Copy out the listing that follows, exact in every word, and skip the images.
***** Dataset extract *****
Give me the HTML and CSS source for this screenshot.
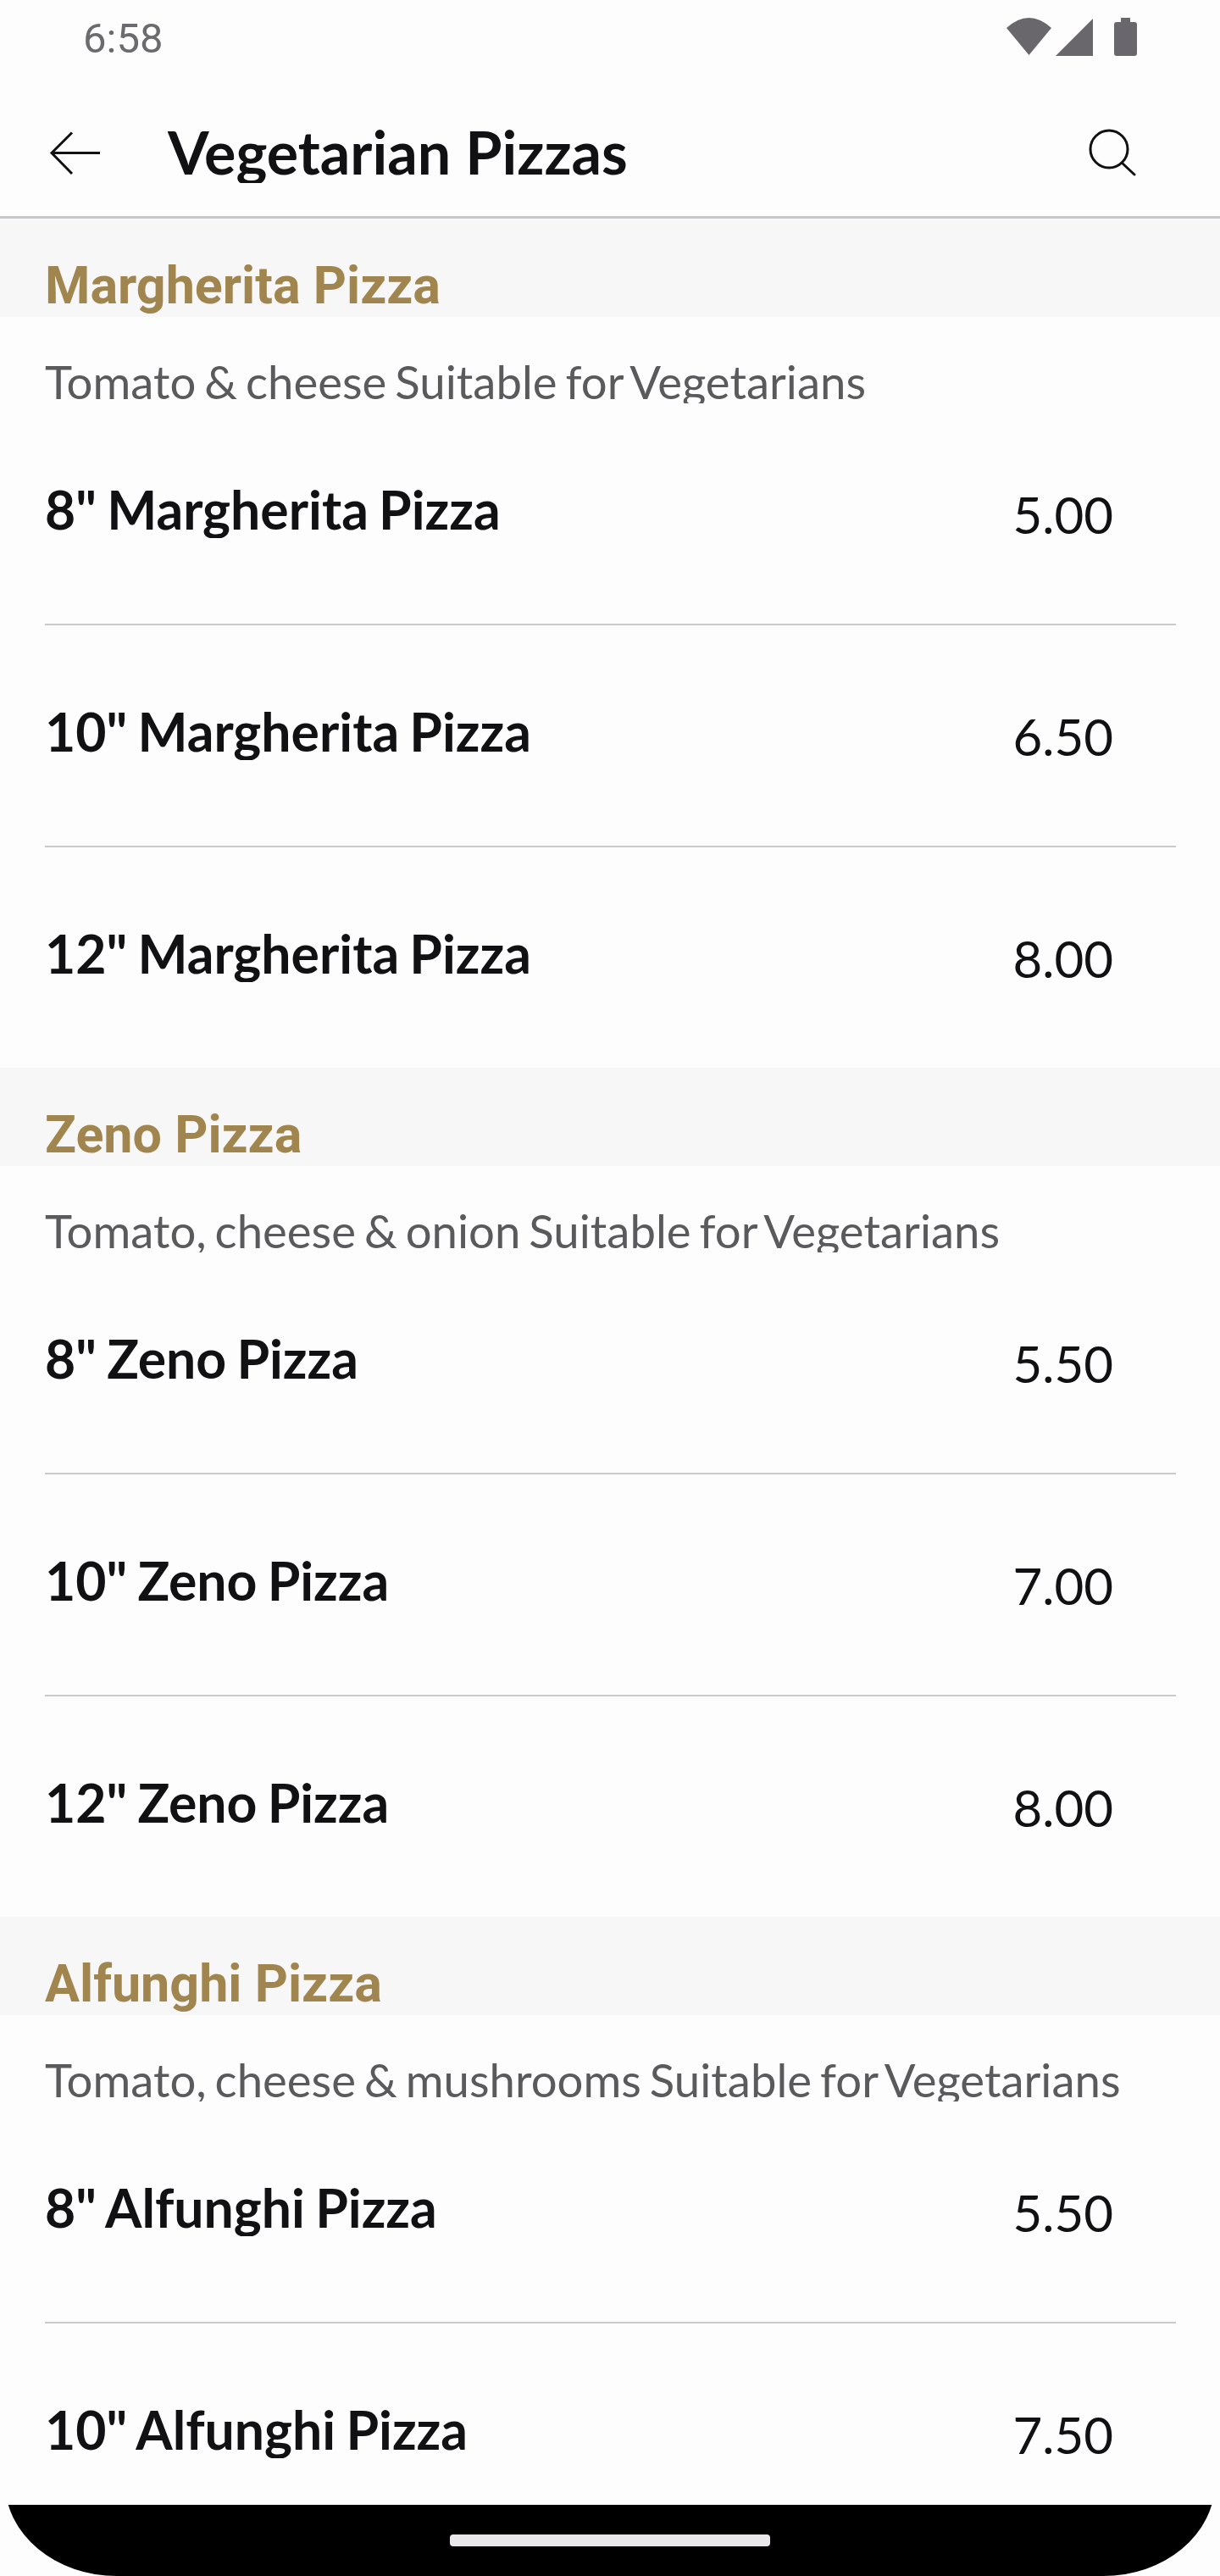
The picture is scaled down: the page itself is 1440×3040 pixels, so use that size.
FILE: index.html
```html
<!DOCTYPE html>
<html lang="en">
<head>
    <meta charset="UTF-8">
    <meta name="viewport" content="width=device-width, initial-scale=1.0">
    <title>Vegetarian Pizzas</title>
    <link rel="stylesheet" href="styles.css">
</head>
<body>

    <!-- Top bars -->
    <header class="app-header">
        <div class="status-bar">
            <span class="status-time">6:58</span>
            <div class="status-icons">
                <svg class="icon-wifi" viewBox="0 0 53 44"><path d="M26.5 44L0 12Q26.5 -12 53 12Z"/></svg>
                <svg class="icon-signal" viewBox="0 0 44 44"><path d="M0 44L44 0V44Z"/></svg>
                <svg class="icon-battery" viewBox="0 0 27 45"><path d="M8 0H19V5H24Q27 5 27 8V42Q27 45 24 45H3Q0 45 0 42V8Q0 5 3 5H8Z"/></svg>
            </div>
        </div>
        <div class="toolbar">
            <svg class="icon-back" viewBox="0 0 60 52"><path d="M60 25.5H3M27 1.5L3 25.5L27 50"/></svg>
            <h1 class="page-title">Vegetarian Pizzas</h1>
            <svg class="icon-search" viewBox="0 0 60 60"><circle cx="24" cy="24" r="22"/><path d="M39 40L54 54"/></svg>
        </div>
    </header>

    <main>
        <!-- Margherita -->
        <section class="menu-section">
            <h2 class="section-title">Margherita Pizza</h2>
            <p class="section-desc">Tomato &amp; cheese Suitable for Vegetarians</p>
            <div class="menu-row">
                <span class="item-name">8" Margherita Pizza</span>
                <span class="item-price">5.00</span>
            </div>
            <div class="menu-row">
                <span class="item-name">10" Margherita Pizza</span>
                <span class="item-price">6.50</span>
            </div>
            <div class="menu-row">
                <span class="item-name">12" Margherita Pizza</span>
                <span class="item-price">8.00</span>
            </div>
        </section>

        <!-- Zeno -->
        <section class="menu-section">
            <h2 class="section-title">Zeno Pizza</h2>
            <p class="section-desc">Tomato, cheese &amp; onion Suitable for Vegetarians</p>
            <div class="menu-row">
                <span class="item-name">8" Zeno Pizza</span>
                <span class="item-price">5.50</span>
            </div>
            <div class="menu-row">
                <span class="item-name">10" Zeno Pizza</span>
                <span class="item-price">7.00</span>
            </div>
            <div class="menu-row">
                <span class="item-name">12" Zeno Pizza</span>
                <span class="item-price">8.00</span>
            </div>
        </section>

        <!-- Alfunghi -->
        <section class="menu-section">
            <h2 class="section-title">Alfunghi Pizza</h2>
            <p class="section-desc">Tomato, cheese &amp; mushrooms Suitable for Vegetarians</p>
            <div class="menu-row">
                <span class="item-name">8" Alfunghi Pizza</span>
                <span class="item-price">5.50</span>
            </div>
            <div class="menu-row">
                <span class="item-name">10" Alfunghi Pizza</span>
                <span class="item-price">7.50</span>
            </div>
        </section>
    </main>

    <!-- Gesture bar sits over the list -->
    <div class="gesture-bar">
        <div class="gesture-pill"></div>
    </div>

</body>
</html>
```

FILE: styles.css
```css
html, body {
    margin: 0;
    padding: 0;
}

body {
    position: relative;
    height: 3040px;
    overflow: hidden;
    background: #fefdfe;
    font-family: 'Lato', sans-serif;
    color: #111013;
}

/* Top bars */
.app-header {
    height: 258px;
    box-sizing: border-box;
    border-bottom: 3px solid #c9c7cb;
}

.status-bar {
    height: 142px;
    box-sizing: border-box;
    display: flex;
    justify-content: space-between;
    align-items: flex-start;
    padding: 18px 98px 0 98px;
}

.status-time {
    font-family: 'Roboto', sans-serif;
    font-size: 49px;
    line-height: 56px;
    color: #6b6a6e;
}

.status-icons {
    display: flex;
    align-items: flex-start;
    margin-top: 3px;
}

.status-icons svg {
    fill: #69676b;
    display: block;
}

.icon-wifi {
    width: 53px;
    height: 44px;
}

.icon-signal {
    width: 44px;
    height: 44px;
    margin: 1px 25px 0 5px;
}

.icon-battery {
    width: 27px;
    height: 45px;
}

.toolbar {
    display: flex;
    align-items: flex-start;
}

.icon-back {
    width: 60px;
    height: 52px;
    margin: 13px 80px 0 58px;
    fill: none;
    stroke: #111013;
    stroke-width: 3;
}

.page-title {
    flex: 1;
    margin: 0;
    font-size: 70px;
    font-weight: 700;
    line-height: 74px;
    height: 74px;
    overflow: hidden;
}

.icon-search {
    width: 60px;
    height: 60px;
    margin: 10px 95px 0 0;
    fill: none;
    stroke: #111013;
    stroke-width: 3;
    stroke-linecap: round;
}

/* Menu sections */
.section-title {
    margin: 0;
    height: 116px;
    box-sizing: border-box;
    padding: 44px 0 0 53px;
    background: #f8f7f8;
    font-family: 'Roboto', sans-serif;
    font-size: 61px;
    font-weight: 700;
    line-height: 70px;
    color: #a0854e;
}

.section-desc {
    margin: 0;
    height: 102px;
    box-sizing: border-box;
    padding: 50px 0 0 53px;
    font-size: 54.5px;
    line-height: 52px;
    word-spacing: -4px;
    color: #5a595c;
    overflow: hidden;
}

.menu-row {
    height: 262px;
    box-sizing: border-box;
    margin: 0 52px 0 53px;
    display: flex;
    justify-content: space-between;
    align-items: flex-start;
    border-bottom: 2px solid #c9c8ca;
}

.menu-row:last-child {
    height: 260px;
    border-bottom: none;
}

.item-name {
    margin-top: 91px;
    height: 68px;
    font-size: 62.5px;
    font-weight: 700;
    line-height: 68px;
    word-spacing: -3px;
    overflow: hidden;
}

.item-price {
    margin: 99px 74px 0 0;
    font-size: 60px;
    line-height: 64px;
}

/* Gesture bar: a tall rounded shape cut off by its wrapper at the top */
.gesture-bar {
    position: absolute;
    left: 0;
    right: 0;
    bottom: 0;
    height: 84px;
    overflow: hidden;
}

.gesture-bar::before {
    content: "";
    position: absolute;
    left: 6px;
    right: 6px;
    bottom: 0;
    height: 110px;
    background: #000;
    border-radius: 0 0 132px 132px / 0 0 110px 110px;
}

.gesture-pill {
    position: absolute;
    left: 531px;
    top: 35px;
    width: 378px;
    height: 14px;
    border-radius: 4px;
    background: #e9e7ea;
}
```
*****
Output of the exercise ::
Give me the HTML and CSS source for this screenshot.
The picture is scaled down: the page itself is 1440×3040 pixels, so use that size.
FILE: index.html
```html
<!DOCTYPE html>
<html lang="en">
<head>
    <meta charset="UTF-8">
    <meta name="viewport" content="width=device-width, initial-scale=1.0">
    <title>Vegetarian Pizzas</title>
    <link rel="stylesheet" href="styles.css">
</head>
<body>

    <!-- Top bars -->
    <header class="app-header">
        <div class="status-bar">
            <span class="status-time">6:58</span>
            <div class="status-icons">
                <svg class="icon-wifi" viewBox="0 0 53 44"><path d="M26.5 44L0 12Q26.5 -12 53 12Z"/></svg>
                <svg class="icon-signal" viewBox="0 0 44 44"><path d="M0 44L44 0V44Z"/></svg>
                <svg class="icon-battery" viewBox="0 0 27 45"><path d="M8 0H19V5H24Q27 5 27 8V42Q27 45 24 45H3Q0 45 0 42V8Q0 5 3 5H8Z"/></svg>
            </div>
        </div>
        <div class="toolbar">
            <svg class="icon-back" viewBox="0 0 60 52"><path d="M60 25.5H3M27 1.5L3 25.5L27 50"/></svg>
            <h1 class="page-title">Vegetarian Pizzas</h1>
            <svg class="icon-search" viewBox="0 0 60 60"><circle cx="24" cy="24" r="22"/><path d="M39 40L54 54"/></svg>
        </div>
    </header>

    <main>
        <!-- Margherita -->
        <section class="menu-section">
            <h2 class="section-title">Margherita Pizza</h2>
            <p class="section-desc">Tomato &amp; cheese Suitable for Vegetarians</p>
            <div class="menu-row">
                <span class="item-name">8" Margherita Pizza</span>
                <span class="item-price">5.00</span>
            </div>
            <div class="menu-row">
                <span class="item-name">10" Margherita Pizza</span>
                <span class="item-price">6.50</span>
            </div>
            <div class="menu-row">
                <span class="item-name">12" Margherita Pizza</span>
                <span class="item-price">8.00</span>
            </div>
        </section>

        <!-- Zeno -->
        <section class="menu-section">
            <h2 class="section-title">Zeno Pizza</h2>
            <p class="section-desc">Tomato, cheese &amp; onion Suitable for Vegetarians</p>
            <div class="menu-row">
                <span class="item-name">8" Zeno Pizza</span>
                <span class="item-price">5.50</span>
            </div>
            <div class="menu-row">
                <span class="item-name">10" Zeno Pizza</span>
                <span class="item-price">7.00</span>
            </div>
            <div class="menu-row">
                <span class="item-name">12" Zeno Pizza</span>
                <span class="item-price">8.00</span>
            </div>
        </section>

        <!-- Alfunghi -->
        <section class="menu-section">
            <h2 class="section-title">Alfunghi Pizza</h2>
            <p class="section-desc">Tomato, cheese &amp; mushrooms Suitable for Vegetarians</p>
            <div class="menu-row">
                <span class="item-name">8" Alfunghi Pizza</span>
                <span class="item-price">5.50</span>
            </div>
            <div class="menu-row">
                <span class="item-name">10" Alfunghi Pizza</span>
                <span class="item-price">7.50</span>
            </div>
        </section>
    </main>

    <!-- Gesture bar sits over the list -->
    <div class="gesture-bar">
        <div class="gesture-pill"></div>
    </div>

</body>
</html>
```

FILE: styles.css
```css
html, body {
    margin: 0;
    padding: 0;
}

body {
    position: relative;
    height: 3040px;
    overflow: hidden;
    background: #fefdfe;
    font-family: 'Lato', sans-serif;
    color: #111013;
}

/* Top bars */
.app-header {
    height: 258px;
    box-sizing: border-box;
    border-bottom: 3px solid #c9c7cb;
}

.status-bar {
    height: 142px;
    box-sizing: border-box;
    display: flex;
    justify-content: space-between;
    align-items: flex-start;
    padding: 18px 98px 0 98px;
}

.status-time {
    font-family: 'Roboto', sans-serif;
    font-size: 49px;
    line-height: 56px;
    color: #6b6a6e;
}

.status-icons {
    display: flex;
    align-items: flex-start;
    margin-top: 3px;
}

.status-icons svg {
    fill: #69676b;
    display: block;
}

.icon-wifi {
    width: 53px;
    height: 44px;
}

.icon-signal {
    width: 44px;
    height: 44px;
    margin: 1px 25px 0 5px;
}

.icon-battery {
    width: 27px;
    height: 45px;
}

.toolbar {
    display: flex;
    align-items: flex-start;
}

.icon-back {
    width: 60px;
    height: 52px;
    margin: 13px 80px 0 58px;
    fill: none;
    stroke: #111013;
    stroke-width: 3;
}

.page-title {
    flex: 1;
    margin: 0;
    font-size: 70px;
    font-weight: 700;
    line-height: 74px;
    height: 74px;
    overflow: hidden;
}

.icon-search {
    width: 60px;
    height: 60px;
    margin: 10px 95px 0 0;
    fill: none;
    stroke: #111013;
    stroke-width: 3;
    stroke-linecap: round;
}

/* Menu sections */
.section-title {
    margin: 0;
    height: 116px;
    box-sizing: border-box;
    padding: 44px 0 0 53px;
    background: #f8f7f8;
    font-family: 'Roboto', sans-serif;
    font-size: 61px;
    font-weight: 700;
    line-height: 70px;
    color: #a0854e;
}

.section-desc {
    margin: 0;
    height: 102px;
    box-sizing: border-box;
    padding: 50px 0 0 53px;
    font-size: 54.5px;
    line-height: 52px;
    word-spacing: -4px;
    color: #5a595c;
    overflow: hidden;
}

.menu-row {
    height: 262px;
    box-sizing: border-box;
    margin: 0 52px 0 53px;
    display: flex;
    justify-content: space-between;
    align-items: flex-start;
    border-bottom: 2px solid #c9c8ca;
}

.menu-row:last-child {
    height: 260px;
    border-bottom: none;
}

.item-name {
    margin-top: 91px;
    height: 68px;
    font-size: 62.5px;
    font-weight: 700;
    line-height: 68px;
    word-spacing: -3px;
    overflow: hidden;
}

.item-price {
    margin: 99px 74px 0 0;
    font-size: 60px;
    line-height: 64px;
}

/* Gesture bar: a tall rounded shape cut off by its wrapper at the top */
.gesture-bar {
    position: absolute;
    left: 0;
    right: 0;
    bottom: 0;
    height: 84px;
    overflow: hidden;
}

.gesture-bar::before {
    content: "";
    position: absolute;
    left: 6px;
    right: 6px;
    bottom: 0;
    height: 110px;
    background: #000;
    border-radius: 0 0 132px 132px / 0 0 110px 110px;
}

.gesture-pill {
    position: absolute;
    left: 531px;
    top: 35px;
    width: 378px;
    height: 14px;
    border-radius: 4px;
    background: #e9e7ea;
}
```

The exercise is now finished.